As time passed and Paleontology developed it became increasing obvious that most of the sculptures were highly inaccurate. A lack of funds and embarrassment over the inaccuracies meant that the sculptures were allowed to fall into disrepair.
However the sculptures always retained a strong affection from the general public, gaining Grade II listed status in 1973, were extensively restored in 2002 and achieved a Grade I listing in 2007.
With the collapse of the Palace itself the sports ground within the Park became the focal point of the area.
The ground hosted the F.A. Cup Final from 1895 to 1914 and was also home to the short-lived London County Cricket Club which was founded by, among others, local resident W.G. Grace in 1898.
Crystal Palace F.C. were formed here in 1905 and played their home matches at the ground from their inception up until the First World War when the ground was commandeered for military use.
The site is now home to The National Sports Centre which is most famous for its use as an Athletics venue but has also been the home of the London Towers basketball team and the London Monarchs American Football team.
Today the most famous landmark is probably the Transmitter Tower that sits on the top of the hill.
Looking remarkably like the Eiffel Tower, it’s the main television transmitter for the London region and, despite being built in 1956 it remains the fourth largest structure in London.
Crystal Palace, despite its location in the very South of South London, has always been a focal point for projects and plans.
From marking boundaries to housing enormous structures, its elevated position has meant that the area has always demanded, and received, more attention than a hill in the middle of a wood could ever really expect…

Friday 24 February 2012

Anerley: A quest for quietude...


Anerley began as a desire for solitude…
William Sanderson, a silk merchant from Scotland, had become tired of the hectic nature of life in the London of the early 19th century and yearned for the peace and quiet that more rural areas afforded.
An Act of Parliament in 1827 saw the creation of a road to connect Elmer’s End Road and Church Road in Norwood running through The Great North Wood and cutting across the area of Penge Common.
This road would make the very centre of the North Wood accessible but undeveloped, which proved to be irresistible to Sanderson.
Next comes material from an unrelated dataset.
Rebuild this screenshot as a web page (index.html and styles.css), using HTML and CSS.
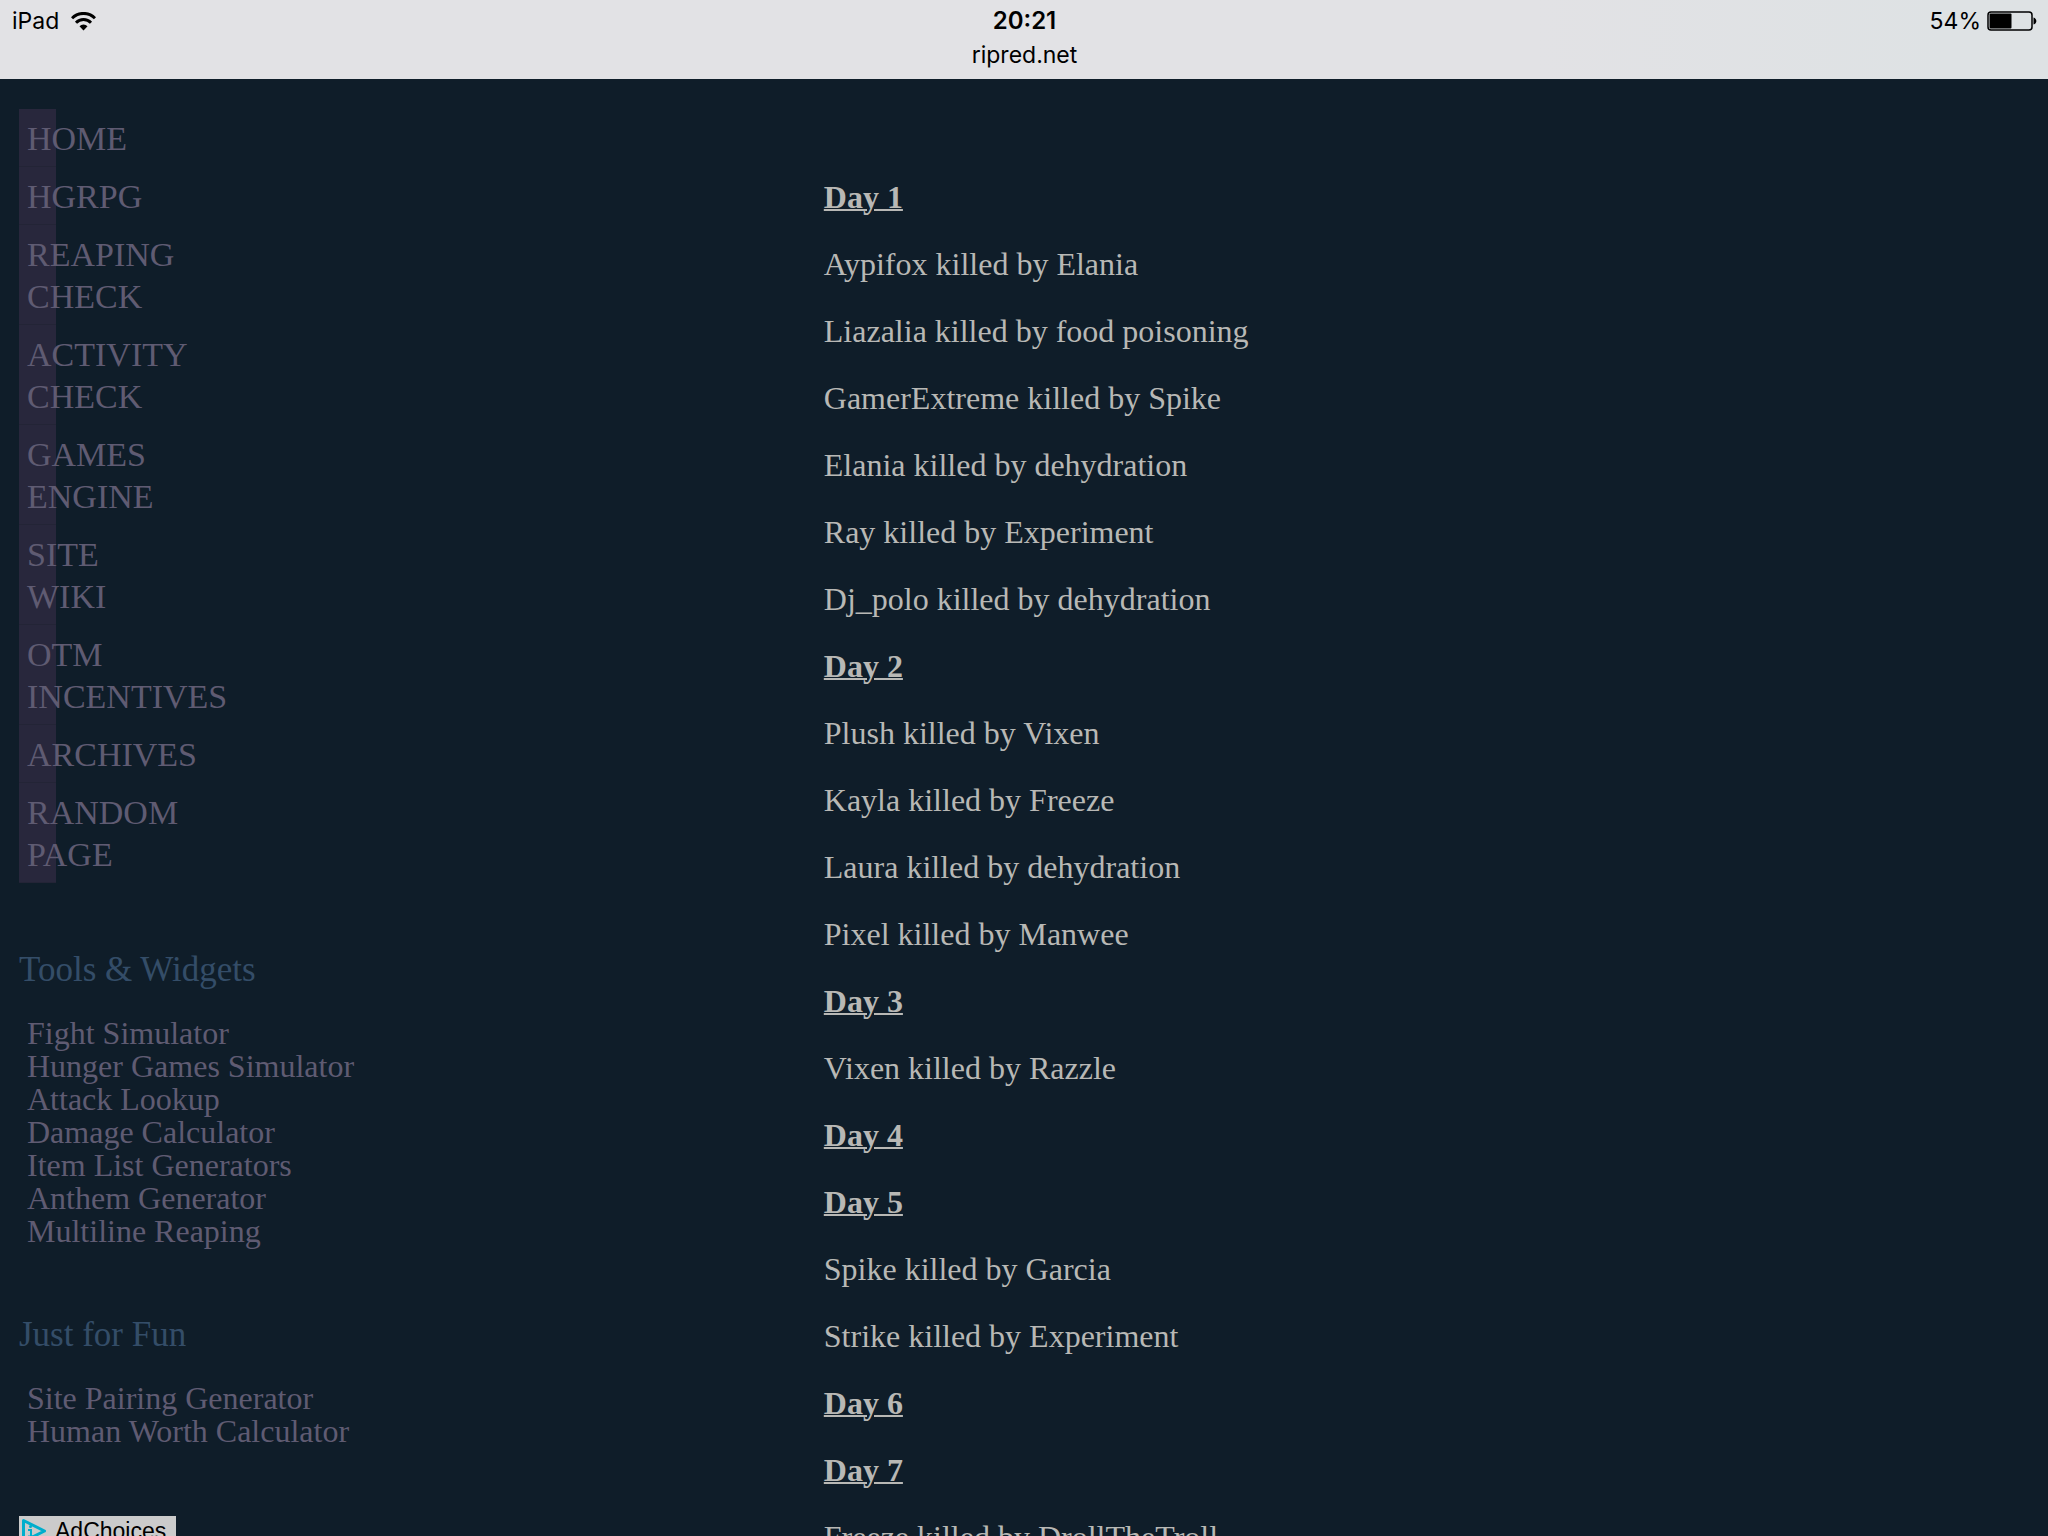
FILE: index.html
```html
<!DOCTYPE html>
<html lang="en">
<head>
    <meta charset="UTF-8">
    <meta name="viewport" content="width=device-width, initial-scale=1.0">
    <title>ripred.net</title>
    <link rel="stylesheet" href="styles.css">
</head>
<body>
    <header class="status-bar">
        <div class="device">
            <span>iPad</span>
            <svg class="wifi" viewBox="0 0 25 19" width="25" height="19">
                <path d="M1 6.300 A16 16 0 0 1 24 6.300" fill="none" stroke="#000" stroke-width="3"/>
                <path d="M5 10.700 A10.500 10.500 0 0 1 20 10.700" fill="none" stroke="#000" stroke-width="3"/>
                <path d="M8.500 14.300 A5.600 5.600 0 0 1 16.500 14.300 L12.500 18.500 Z"/>
            </svg>
        </div>
        <div class="center">
            <b class="time">20:21</b>
            <span>ripred.net</span>
        </div>
        <div class="power">
            <span>54%</span>
            <svg viewBox="0 0 50 20" width="50" height="20">
                <rect x="1" y="1" width="44" height="18" rx="3" fill="none" stroke="#000" stroke-width="1.5"/>
                <rect x="2.5" y="2.5" width="22" height="15" rx="1"/>
                <path d="M46.5 6.5 C50.3 7.5 50.3 12.5 46.5 13.5 Z"/>
            </svg>
        </div>
    </header>

    <div class="page">
        <aside class="sidebar">
            <nav>
                <ul class="menu">
                    <li><a href="#">HOME</a></li>
                    <li><a href="#">HGRPG</a></li>
                    <li><a href="#">REAPING CHECK</a></li>
                    <li><a href="#">ACTIVITY CHECK</a></li>
                    <li><a href="#">GAMES ENGINE</a></li>
                    <li><a href="#">SITE WIKI</a></li>
                    <li><a href="#">OTM INCENTIVES</a></li>
                    <li><a href="#">ARCHIVES</a></li>
                    <li><a href="#">RANDOM PAGE</a></li>
                </ul>
            </nav>

            <h2>Tools &amp; Widgets</h2>
            <ul class="links">
                <li><a href="#">Fight Simulator</a></li>
                <li><a href="#">Hunger Games Simulator</a></li>
                <li><a href="#">Attack Lookup</a></li>
                <li><a href="#">Damage Calculator</a></li>
                <li><a href="#">Item List Generators</a></li>
                <li><a href="#">Anthem Generator</a></li>
                <li><a href="#">Multiline Reaping</a></li>
            </ul>

            <h2>Just for Fun</h2>
            <ul class="links">
                <li><a href="#">Site Pairing Generator</a></li>
                <li><a href="#">Human Worth Calculator</a></li>
            </ul>

            <a class="ad-choices" href="#">
                <svg viewBox="0 0 26 26" width="26" height="26">
                    <path d="M2.5 2.5 L23.5 13 L2.5 23.5 Z" fill="none" stroke="#00aecd" stroke-width="3" stroke-linejoin="round"/>
                    <circle cx="9.5" cy="8.5" r="1.5" fill="#00aecd"/>
                    <path d="M7 12 H10 V18 M7 18.5 H13" fill="none" stroke="#00aecd" stroke-width="2"/>
                </svg>
                <span>AdChoices</span>
            </a>
        </aside>

        <main class="log">
            <h3>Day 1</h3>
            <p>Aypifox killed by Elania</p>
            <p>Liazalia killed by food poisoning</p>
            <p>GamerExtreme killed by Spike</p>
            <p>Elania killed by dehydration</p>
            <p>Ray killed by Experiment</p>
            <p>Dj_polo killed by dehydration</p>
            <h3>Day 2</h3>
            <p>Plush killed by Vixen</p>
            <p>Kayla killed by Freeze</p>
            <p>Laura killed by dehydration</p>
            <p>Pixel killed by Manwee</p>
            <h3>Day 3</h3>
            <p>Vixen killed by Razzle</p>
            <h3>Day 4</h3>
            <h3>Day 5</h3>
            <p>Spike killed by Garcia</p>
            <p>Strike killed by Experiment</p>
            <h3>Day 6</h3>
            <h3>Day 7</h3>
            <p>Freeze killed by DrollTheTroll</p>
        </main>
    </div>
</body>
</html>
```
FILE: styles.css
```css
* {
    box-sizing: border-box;
}
body {
    margin: 0;
    height: 100vh;
    overflow: hidden;
    background-color: #0f1d29;
    color: #b8b8b5;
    font-family: Georgia, "Liberation Serif", serif;
    font-size: 32px;
}
a {
    color: #5f5b72;
    text-decoration: none;
}
ul {
    list-style: none;
    margin: 0;
    padding: 0;
}
.status-bar {
    display: grid;
    grid-template-columns: 1fr auto 1fr;
    height: 79px;
    padding: 4px 11px 0 12px;
    background: linear-gradient(to right, #e2e2e5 75%, #dee2e4 95%);
    color: #000;
    font-family: Inter, sans-serif;
    font-size: 23px;
    line-height: 34px;
}
.device, .power {
    display: flex;
    align-items: center;
    height: 34px;
}
.device {
    gap: 12px;
}
.power {
    justify-content: flex-end;
    gap: 6px;
}
.center {
    display: flex;
    flex-direction: column;
    align-items: center;
}
.time {
    font-size: 24px;
    font-weight: 600;
}
.page {
    display: grid;
    grid-template-columns: 2fr 3fr;
    padding: 30px 17px 0 19px;
}
.menu a {
    display: block;
    width: 37px;
    padding: 9px 8px 6px;
    border-bottom: 1px solid #232436;
    background-color: #28273c;
    font-size: 34px;
    line-height: 42px;
}
.sidebar h2 {
    margin: 66px 0 26px;
    color: #344d68;
    font-size: 35px;
    font-weight: normal;
    line-height: 42px;
}
.links {
    padding-left: 8px;
    line-height: 33px;
}
.ad-choices {
    display: inline-flex;
    align-items: center;
    gap: 8px;
    margin-top: 68px;
    padding: 2px 10px 2px 2px;
    background-color: #cbcbcb;
    color: #000;
    font-family: "Liberation Sans", sans-serif;
    font-size: 23px;
    line-height: 26px;
}
.log {
    padding-top: 70px;
    line-height: 37px;
}
.log h3, .log p {
    margin: 0 0 30px;
}
.log h3 {
    font-size: 32px;
    text-decoration: underline;
    text-decoration-thickness: 2px;
}
```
He built a house on the edge of Penge Common which would edge onto this new road, allowing him to travel into London to deal with his business matters while allowing him to retreat to the tranquility of the suburbs of an evening.
Built long before the advent of post codes, and with nothing in the way of other landmarks to guide any postman, Sanderson took to giving his address out by emphasizing its unique nature.

‘It’s between Norwood and Elmer’s End… In the middle of the wood… It’s the only house around.’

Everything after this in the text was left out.